Swede Grove Township is located in Township 120 North of the Arkansas Base Line and Range 32 West of the 5th Principal Meridian.

==Demographics==
As of the census of 2000, there were 414 people, 132 households, and 111 families residing in the township. The population density was 11.9 people per square mile (4.6/km^{2}). There were 139 housing units at an average density of 4.0/sq mi (1.5/km^{2}). The racial makeup of the township was 95.65% White, 1.21% African American and 3.14% Asian.

There were 132 households, out of which 41.7% had children under the age of 18 living with them, 68.2% were married couples living together, 7.6% had a female householder with no husband present, and 15.9% were non-families. 12.9% of all households were made up of individuals, and 3.8% had someone living alone who was 65 years of age or older. The average household size was 3.14 and the average family size was 3.43.

In the township, the population was spread out, with 34.5% under the age of 18, 6.5% from 18 to 24, 27.5% from 25 to 44, 18.8% from 45 to 64, and 12.6% who were 65 years of age or older. The median age was 34 years. For every 100 females, there were 109.1 males.

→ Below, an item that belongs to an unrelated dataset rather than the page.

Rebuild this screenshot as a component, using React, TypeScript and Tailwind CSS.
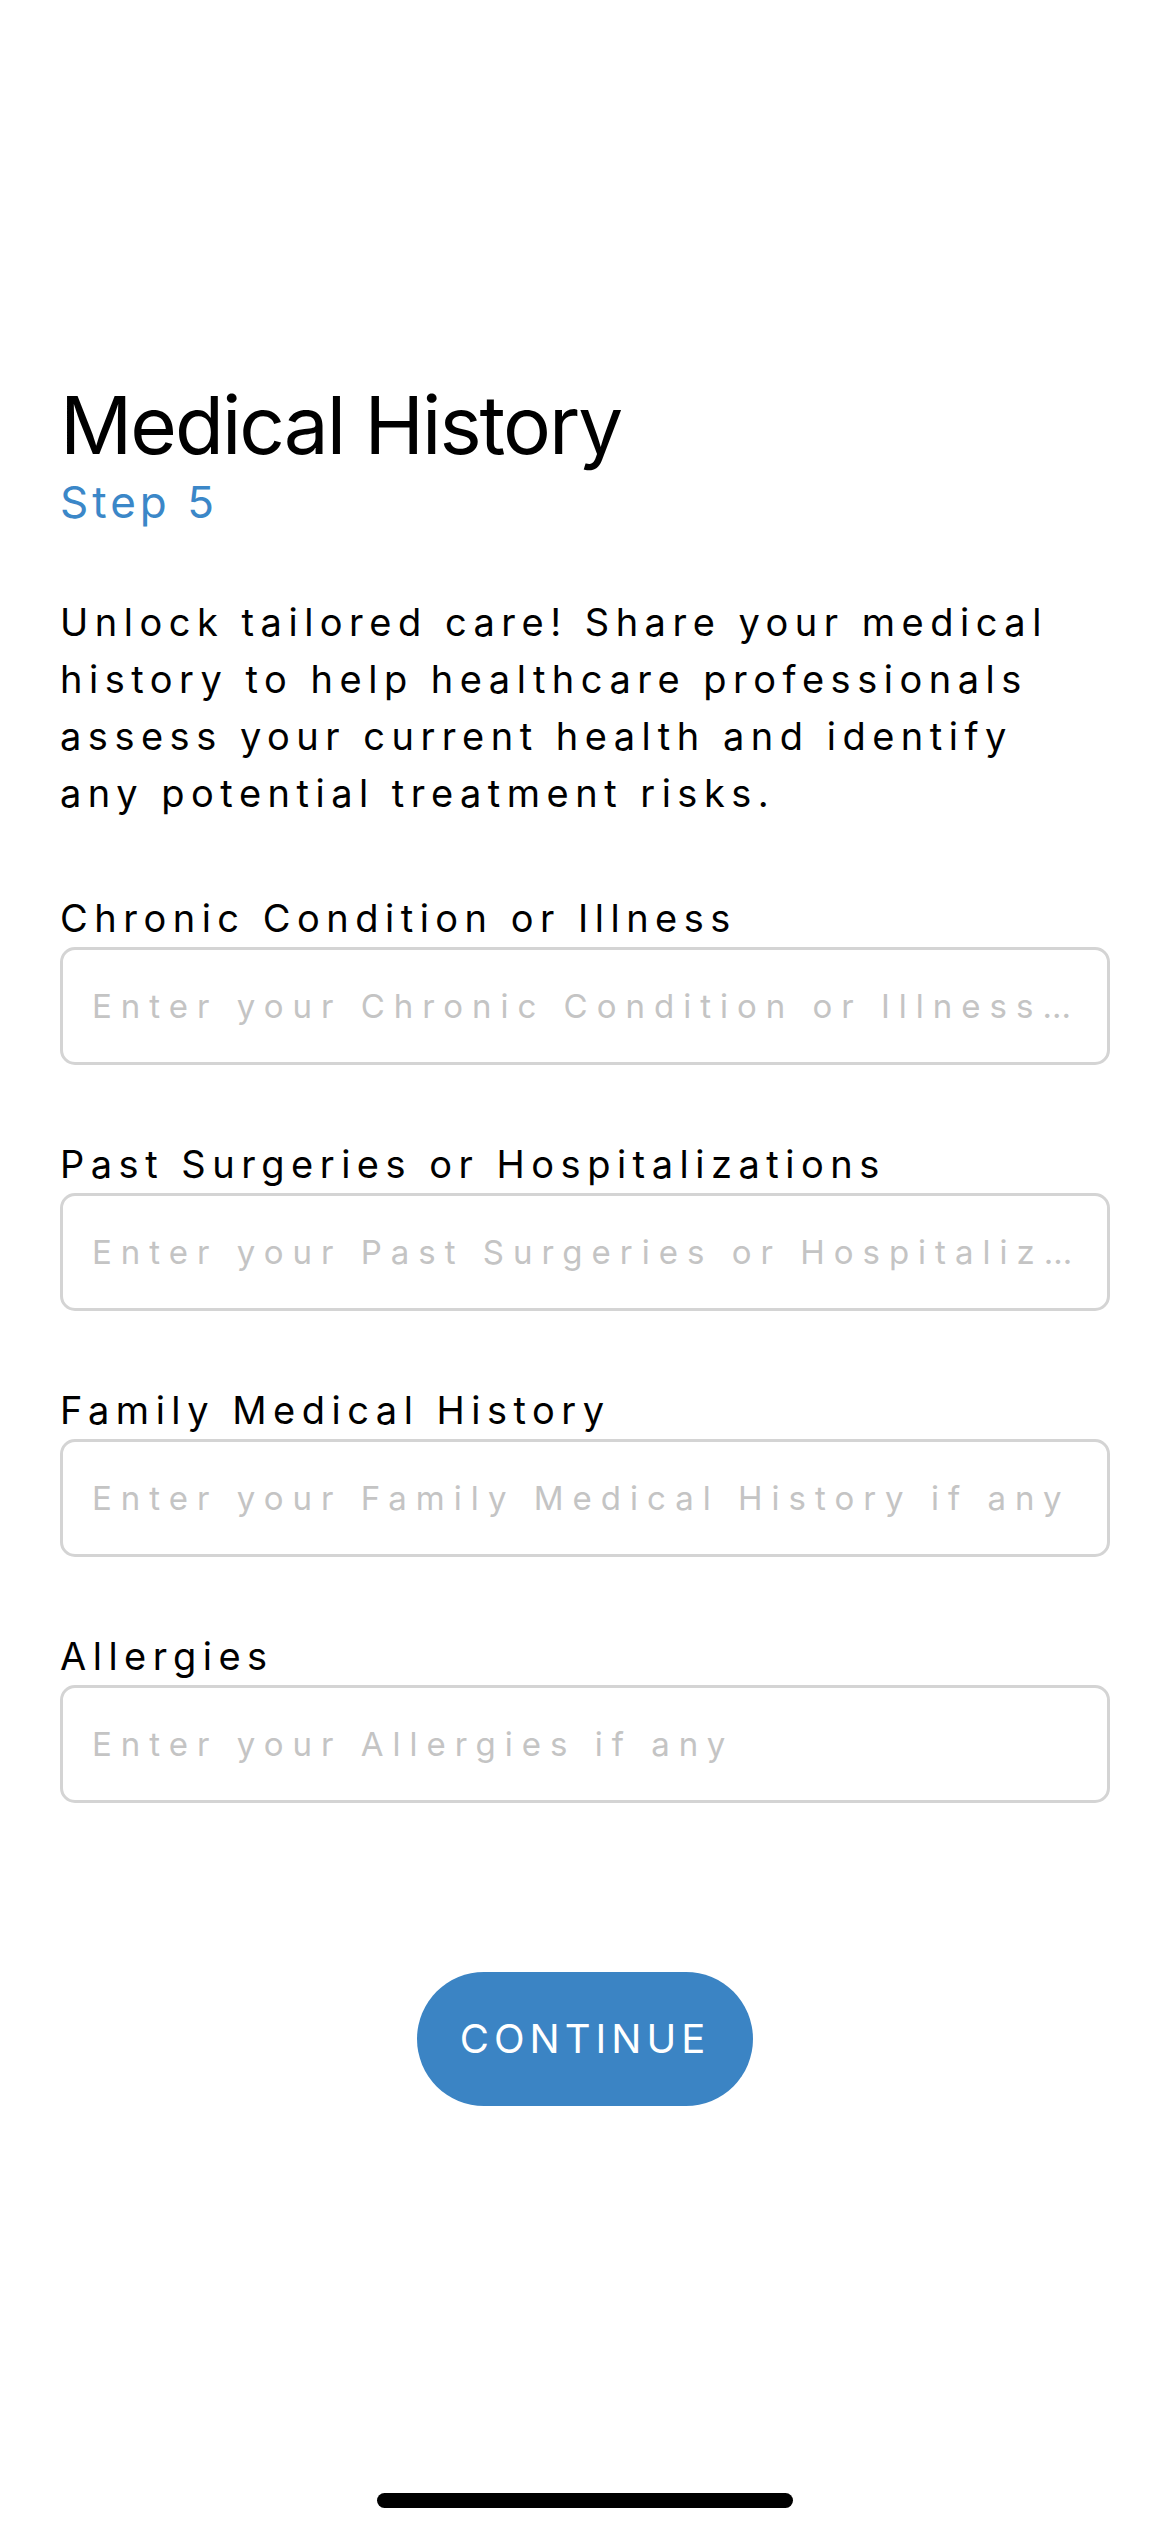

For every 100 females age 18 and over, there were 116.8 males.

The median income for a household in the township was $39,750, and the median income for a family was $39,000. Males had a median income of $28,676 versus $21,875 for females. The per capita income for the township was $15,395. About 13.9% of families and 18.8% of the population were below the poverty line, including 28.7% of those under age 18 and 12.7% of those age 65 or over.